Well I said this same thing already,only in detail. If you are looking for an explanation, you can't use textbook jargon. It's obvious by the OPs question he has read this already presented in just such a fashion. Just spouting off the same thing he has probably read and not understood helps nothing.

His specific question was understanding how the bust comes about. It's one I understand because I went through the same process, not just wanting to hear a glossy explanation but understand it in on a very deep level. The bust scenario is never well explained. Schiff probably does it better than most. However the capital consumption theory is not adequate to describe the bust. It is a consequence of inflationary policies that fits in with misallocation of resources. The movement of resources and labor into the bubble is fully encompassed by rising inflation in the general economy.
 
This article on the Depression of 1920 explains what is meant by the "unchanged resource base":

Ludwig von Mises and F.A. Hayek both pointed to artificial credit expansion, normally at the hands of a government-established central bank, as the nonmarket culprit. (Hayek won the Nobel Prize in 1974 for his work on what is known as Austrian business-cycle theory.) When the central bank expands the money supply — for instance, when it buys government securities — it creates the money to do so out of thin air.

This money either goes directly to commercial banks or, if the securities were purchased from an investment bank, very quickly makes its way to the commercial banks when the investment banks deposit the Fed's checks. In the same way that the price of any good tends to decline with an increase in supply, the influx of new money leads to lower interest rates, since the banks have experienced an increase in loanable funds.

The lower interest rates stimulate investment in long-term projects, which are more interest-rate sensitive than shorter-term ones. (Compare the monthly interest paid on a thirty-year mortgage with the interest paid on a two-year mortgage — a tiny drop in interest rates will have a substantial impact on the former but a negligible impact on the latter.) Additional investment in, say, research and development (R&D), which can take many years to bear fruit, will suddenly seem profitable, whereas it would not have been profitable without the lower financing costs brought about by the lower interest rates.

We describe R&D as belonging to a "higher-order" stage of production than a retail establishment selling hats, for example, since the hats are immediately available to consumers while the commercial results of R&D will not be available for a relatively long time. The closer a stage of production is to the finished consumer good to which it contributes, the lower a stage we describe it as occupying.

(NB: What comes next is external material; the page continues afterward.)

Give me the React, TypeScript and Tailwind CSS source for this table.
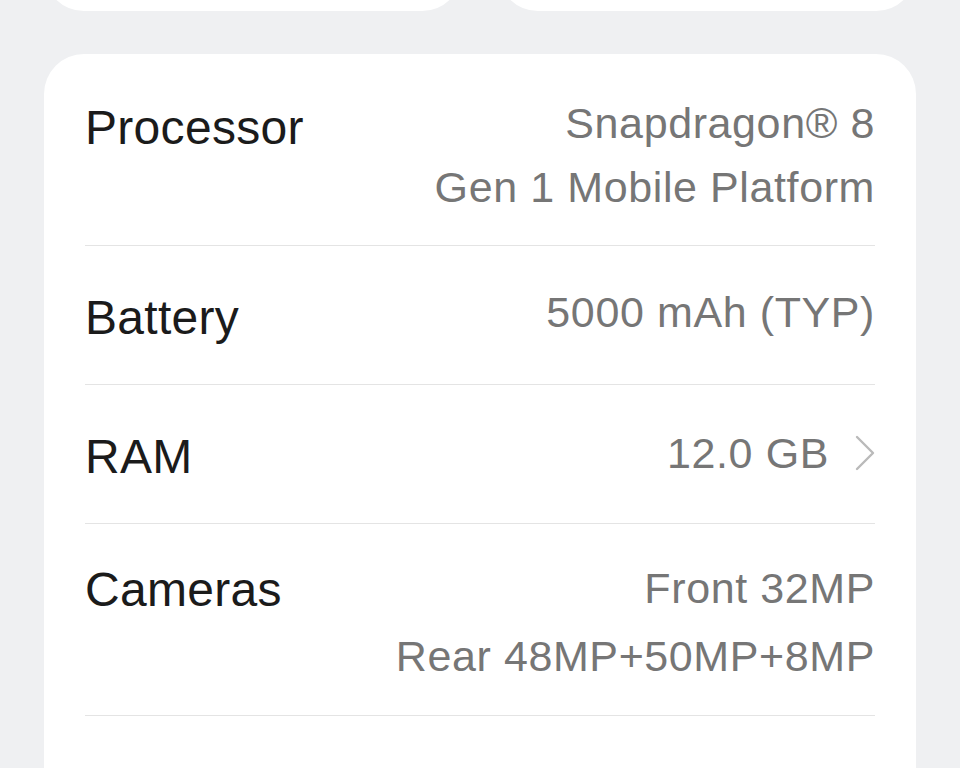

On the free market, interest rates coordinate production across time. They ensure that the production structure is configured in a way that conforms to consumer preferences. If consumers want more of existing goods right now, the lower-order stages of production expand. If, on the other hand, they are willing to postpone consumption in the present, interest rates encourage entrepreneurs to use this opportunity to devote factors of production to projects not geared toward satisfying immediate consumer wants, but which, once they come to fruition, will yield a greater supply of consumer goods in the future.

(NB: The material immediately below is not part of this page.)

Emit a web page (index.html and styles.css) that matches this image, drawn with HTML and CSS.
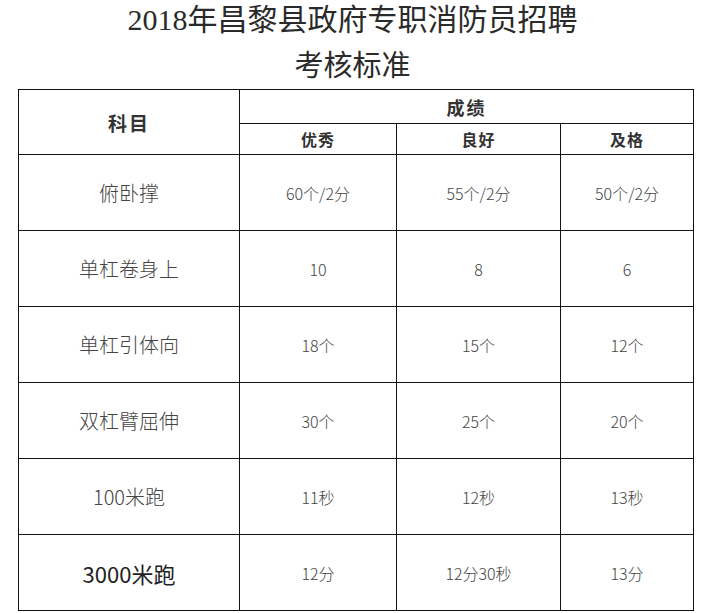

Had the lower interest rates in our example been the result of voluntary saving by the public instead of central-bank intervention, the relative decrease in consumption spending that is a correlate of such saving would have released resources for use in the higher-order stages of production. In other words, in the case of genuine saving, demand for consumer goods undergoes a relative decline; people are saving more and spending less than they used to.

Consumer-goods industries, in turn, undergo a relative contraction in response to the decrease in demand for consumer goods. Factors of production that these industries once used — trucking services, for instance — are now released for use in more remote stages of the structure of production. Likewise for labor, steel, and other nonspecific inputs.

When the market's freely established structure of interest rates is tampered with, this coordinating function is disrupted. Increased investment in higher-order stages of production is undertaken at a time when demand for consumer goods has not slackened. The time structure of production is distorted such that it no longer corresponds to the time pattern of consumer demand. Consumers are demanding goods in the present at a time when investment in future production is being disproportionately undertaken.

Thus, when lower interest rates are the result of central bank policy rather than genuine saving, no letup in consumer demand has taken place. (If anything, the lower rates make people even more likely to spend than before.) In this case, resources have not been released for use in the higher-order stages. The economy instead finds itself in a tug-of-war over resources between the higher- and lower-order stages of production.

With resources unexpectedly scarce, the resulting rise in costs threatens the profitability of the higher-order projects. The central bank can artificially expand credit still further in order to bolster the higher-order stages' position in the tug of war, but it merely postpones the inevitable.

If the public's freely expressed pattern of saving and consumption will not support the diversion of resources to the higher-order stages, but, in fact, pulls those resources back to those firms dealing directly in finished consumer goods, then the central bank is in a war against reality. It will eventually have to decide whether, in order to validate all the higher-order expansion, it is prepared to expand credit at a galloping rate and risk destroying the currency altogether, or whether instead it must slow or abandon its expansion and let the economy adjust itself to real conditions.

The "tug-of-war" discussion is the key point.
 
Interest rates, in a free market, would reflect time preferences of savers. Lower interest rates in the economy would reflect a low time preference (people are foregoing consumption into the future) and higher interest rates would reflect a higher time preference (people are consuming, low savings), coordinating how entrepreneurs invest. When the FED lowers interest rates (increasing the money supply) below consumers' time preference (consumers are still consuming, low savings) they are creating a dueling capital structure. On one end, entrepreneurs are taking the newly created money and purchasing more resources for production for the future; on the other end, consumers are still consuming at a higher rate, pulling resources for the remote future. This dueling structure of production over time can cause a dwindling of capital.

Okay, so when the future comes and the long-term projects are nearing completion or are done, people don't have enough money to consume the fruit of those projects?